Election Gives Media Chance to Change Course

As a result of not doing honest reporting, journalists didn’t understand what was going on in this election. A devotion to truth requires that journalists put aside favored narratives and show tolerance for those who think differently.
Election Gives Media Chance to Change Course
The New York Times building in New York in August 2015. (MikeDotta/Shutterstock)
Stephen Gregory
11/18/2016
Updated:
1/22/2018
On election night, our national press corps had their heads handed to them, which, in the long run, may be a good thing.
The problem is not that so many of our scribblers and talking heads were wrong. The problem is that they were self-deluded.

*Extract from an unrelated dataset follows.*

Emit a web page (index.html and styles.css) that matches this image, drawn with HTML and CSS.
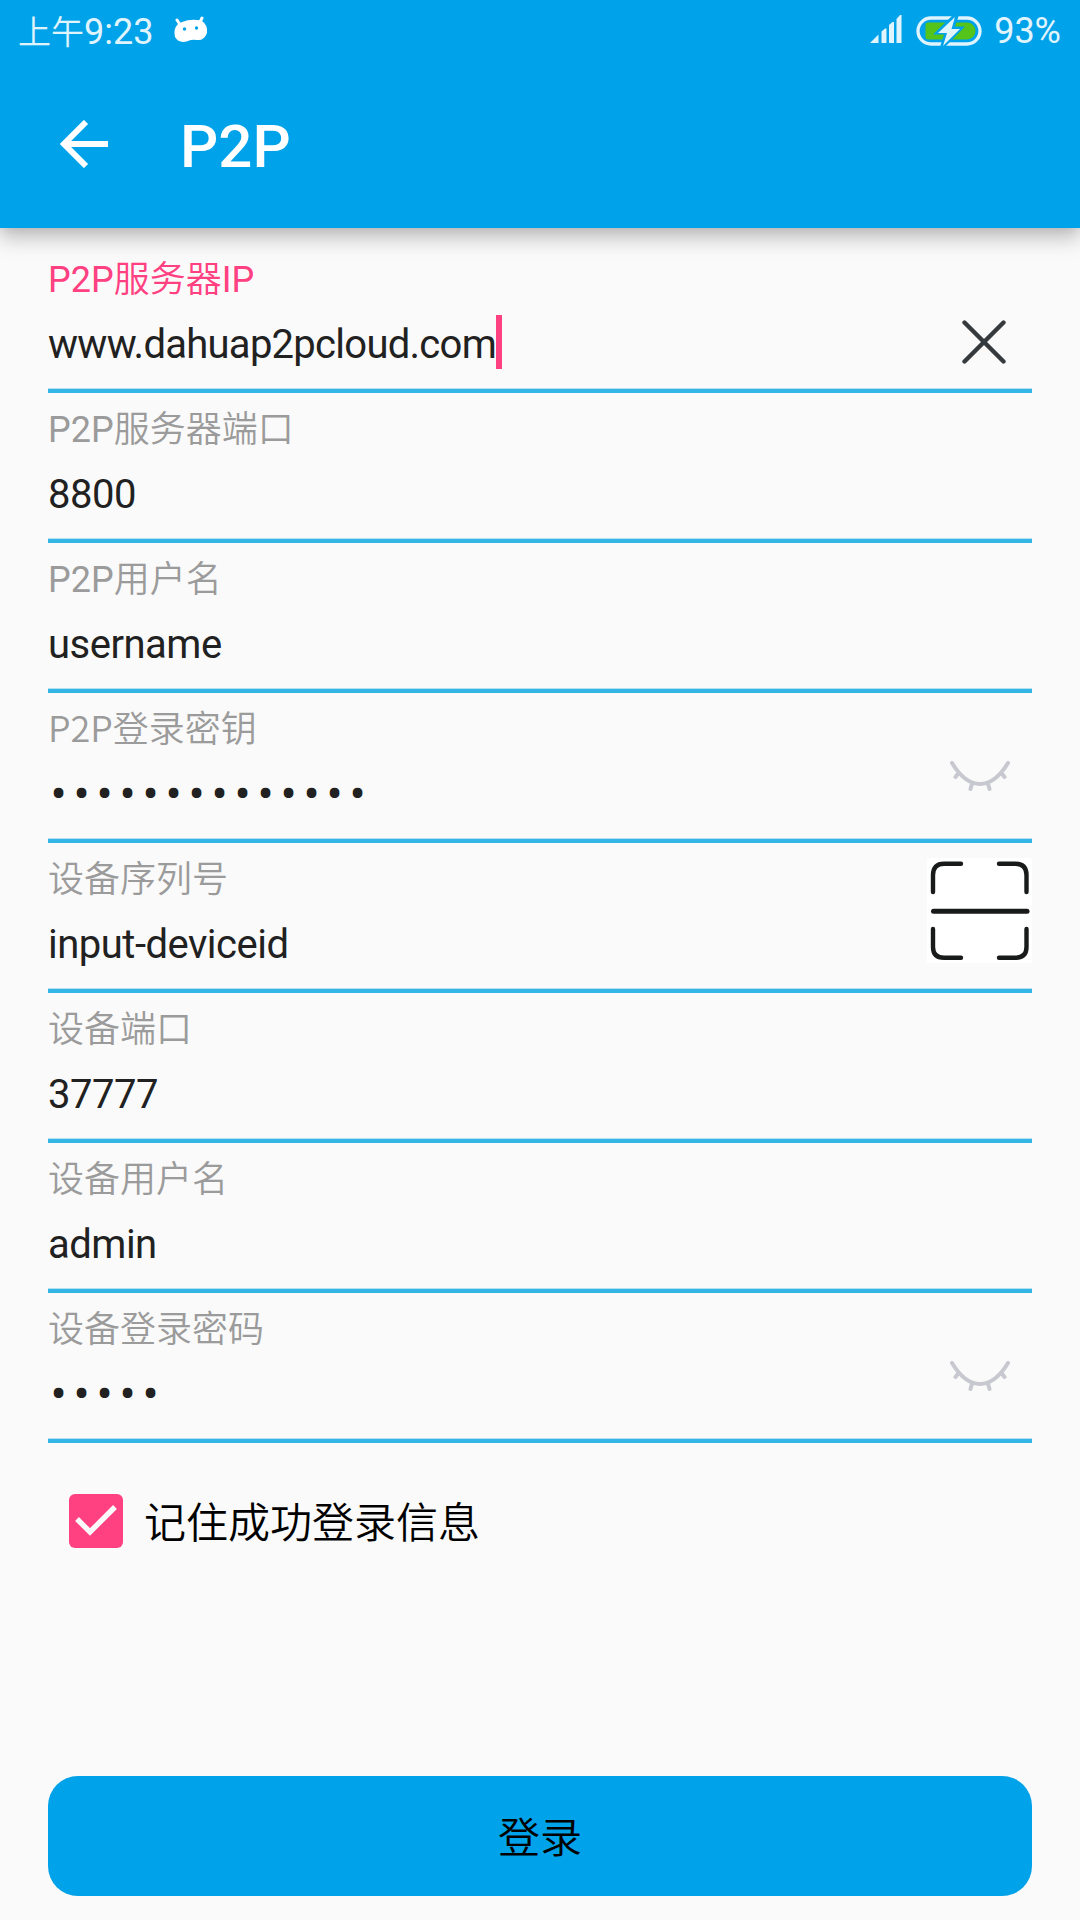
FILE: index.html
```html
<!DOCTYPE html>
<html lang="zh-CN">
<head>
<meta charset="utf-8">
<title>P2P</title>
<link rel="stylesheet" href="styles.css">
</head>
<body>
<header class="header">
  <div class="status">
    <div class="status-left">
      <span class="time"><span class="time-cjk">上午</span>9:23</span>
      <svg class="droid" width="36" height="28" viewBox="0 0 36 28">
        <path d="M4 4l4 6M29 2l-3 6" stroke="#fff" stroke-width="3" stroke-linecap="round"/>
        <path d="M9 6Q19 2 29 5Q35 9 34 17Q31 25 24 24Q19 23 15 25Q6 28 2 21Q0 13 5 8Z" fill="#fff"/>
        <circle cx="11.500" cy="13" r="1.700" fill="#00a2e9"/><circle cx="23.500" cy="12" r="1.700" fill="#00a2e9"/>
      </svg>
    </div>
    <div class="status-right">
      <svg class="signal" width="32" height="29" viewBox="0 0 32 29" fill="#e0f4fd">
        <path d="M0 28L8.500 19.500V28Z"/>
        <path d="M11.500 28V16.500l3.500-3h1.500V28Z"/><path d="M19 28V10l3.500-3H24V28Z"/><path d="M26.500 28V4L30 0h1.500V28Z"/>
      </svg>
      <svg class="battery" width="68" height="32" viewBox="0 0 68 32">
        <rect x="2" y="3" width="62" height="26" rx="13" fill="none" stroke="#e0f4fd" stroke-width="3.300"/>
        <path d="M12 7.500H51a8.500 8.500 0 0 1 0 17H12a2.500 2.500 0 0 1-2.500-2.500V10A2.500 2.500 0 0 1 12 7.500Z" fill="#54c41a"/>
        <path d="M37 0L17 19.500H28L24 32H29L49 11.500H39L43 0Z" fill="#00a2e9"/>
        <path d="M39 2L22 18H31L27 31L44 14H35.500Z" fill="#e0f4fd"/>
      </svg>
      <span class="percent">93%</span>
    </div>
  </div>
  <div class="toolbar">
    <svg class="back" width="50" height="48" viewBox="0 0 50 48" fill="none" stroke="#fff" stroke-width="6">
      <path d="M26 2L4 24L26 46M3.500 24H48"/>
    </svg>
    <h1 class="title">P2P</h1>
  </div>
</header>
<main class="form">
  <div class="field focused">
    <div class="text"><label class="label">P2P服务器IP</label><div class="value url">www.dahuap2pcloud.com<i class="caret"></i></div></div>
    <svg class="clear" width="44" height="44" viewBox="0 0 44 44" stroke="#373a3c" stroke-width="4.400" stroke-linecap="round"><path d="M2.500 2.500L41.500 41.500M41.500 2.500L2.500 41.500"/></svg>
  </div>
  <div class="field">
    <div class="text"><label class="label">P2P服务器端口</label><div class="value">8800</div></div>
  </div>
  <div class="field">
    <div class="text"><label class="label">P2P用户名</label><div class="value">username</div></div>
  </div>
  <div class="field">
    <div class="text"><label class="label noto">P2P登录密钥</label><div class="value dots">••••••••••••••</div></div>
    <svg class="eye" width="60" height="32" viewBox="0 0 60 32" fill="none" stroke="#c8c8d1" stroke-width="4" stroke-linecap="round"><path d="M2 3C19 31 41 31 58 3M8.500 13L5.500 17M51.500 13L54.500 17M22 23.500L20.500 29M38 23.500L39.500 29"/></svg>
  </div>
  <div class="field">
    <div class="text"><label class="label">设备序列号</label><div class="value">input-deviceid</div></div>
    <svg class="scan" width="105" height="105" viewBox="0 0 105 105" fill="none" stroke="#191a1a" stroke-width="4.400" stroke-linecap="round"><rect width="105" height="105" fill="#fff" stroke="none"/><path d="M6 34V17Q6 5.800 17 5.800H34M72 5.800H88Q99.500 5.800 99.500 17V34M6 71V89Q6 99.800 17 99.800H34M72 99.800H88Q99.500 99.800 99.500 89V71"/><path d="M6.500 53.300H100" stroke-width="5"/></svg>
  </div>
  <div class="field">
    <div class="text"><label class="label">设备端口</label><div class="value">37777</div></div>
  </div>
  <div class="field">
    <div class="text"><label class="label">设备用户名</label><div class="value">admin</div></div>
  </div>
  <div class="field">
    <div class="text"><label class="label">设备登录密码</label><div class="value dots">•••••</div></div>
    <svg class="eye" width="60" height="32" viewBox="0 0 60 32" fill="none" stroke="#c8c8d1" stroke-width="4" stroke-linecap="round"><path d="M2 3C19 31 41 31 58 3M8.500 13L5.500 17M51.500 13L54.500 17M22 23.500L20.500 29M38 23.500L39.500 29"/></svg>
  </div>
  <div class="remember">
    <svg width="54" height="54" viewBox="0 0 54 54"><rect width="54" height="54" rx="6" fill="#ff4081"/><path d="M8 25L21 38L46 13" fill="none" stroke="#fafafa" stroke-width="5.400"/></svg>
    <span class="remember-text">记住成功登录信息</span>
  </div>
  <button class="login">登录</button>
</main>
</body>
</html>
```
FILE: styles.css
```css
* { box-sizing: border-box; }
body {
  margin: 0;
  height: 1920px;
  overflow: hidden;
  display: flex;
  flex-direction: column;
  background: #fafafa;
  font-family: Roboto, "Noto Sans CJK SC DemiLight", "Noto Sans CJK SC", sans-serif;
  color: #212121;
}
.header {
  height: 228px;
  flex: none;
  background: #00a2e9;
  box-shadow: 0 10px 20px rgba(0, 0, 0, .24), 0 2px 10px rgba(0, 0, 0, .08);
}
.status {
  height: 60px;
  padding: 0 19px 0 18px;
  display: flex;
  justify-content: space-between;
  color: #e0f4fd;
  font-size: 36px;
  line-height: 64px;
}
.status-left, .status-right { display: flex; }
.time-cjk { font-size: 33px; }
.droid { margin: 16px 0 0 20px; }
.signal { margin: 15px 14px 0 0; }
.battery { margin: 15px 10px 0 0; }
.percent { line-height: 62px; }
.toolbar { display: flex; padding-left: 60px; }
.back { margin-top: 60px; }
.title {
  margin: 52px 0 0 70px;
  color: #fff;
  font-size: 60px;
  font-weight: 500;
  line-height: 70px;
}
.form { padding: 15px 48px 0; display: flex; flex-direction: column; }
.field {
  height: 150px;
  display: flex;
  justify-content: space-between;
  background: linear-gradient(#b5e0f2 0 1px, #33b5e5 1px 5px) 0 145px / 100% 5px no-repeat;
}
.label {
  display: block;
  height: 60px;
  padding-top: 10px;
  color: #9b9b9b;
  font-size: 36px;
  line-height: 54px;
}
.noto { padding-top: 6px; font-family: "Noto Sans CJK SC DemiLight", "Noto Sans CJK SC", sans-serif; }
.focused .label { color: #ff4081; }
.value {
  height: 54px;
  margin-top: 15px;
  display: flex;
  font-size: 40px;
  line-height: 54px;
  letter-spacing: -.5px;
}
.url { letter-spacing: -.73px; }
.caret { width: 6px; height: 54px; margin-top: -3px; background: #ff4081; }
.dots { padding-left: 2.500px; letter-spacing: 6.800px; font-size: 48px; }
.clear { margin: 77px 26px 0 0; }
.eye { margin: 67px 22px 0 0; }
.scan { margin-top: 15px; }
.remember {
  margin: 51px 0 0 21px;
  height: 54px;
  display: flex;
  align-items: center;
  gap: 21px;
  color: #000;
  font-size: 42px;
}
.remember-text { margin-top: -4px; }
.login {
  margin-top: 228px;
  height: 120px;
  padding: 0 0 4px;
  border: 0;
  border-radius: 30px;
  background: #00a2e9;
  color: #000;
  font: 400 42px Roboto, "Noto Sans CJK SC DemiLight", "Noto Sans CJK SC", sans-serif;
}
```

On MSNBC on Nov. 9, the day after the election, Chris Matthews confessed to suffering a case of vertigo: “I’m still having a hard time getting myself used to standing on this Earth right now. This is a different Earth today than it was 24 hours ago.”
Similarly, on election night, MSNBC host Rachel Maddow reported Donald Trump’s victory as a disaster: “You’re awake, by the way. You’re not having a terrible, terrible dream. Also you’re not dead and you haven’t gone to hell. This is your life now, this is our election now, this is us, this is our country—it’s real.”
In their view, Trump’s win changed the world so that one was no longer at home on it, and it might be mistaken for hell.
In Matthews’s, Maddow’s, and many other journalists’ responses to Trump’s win, even a nod toward objectivity has not been an option; their reactions showed they believed there was only one rational or decent way of responding to this election.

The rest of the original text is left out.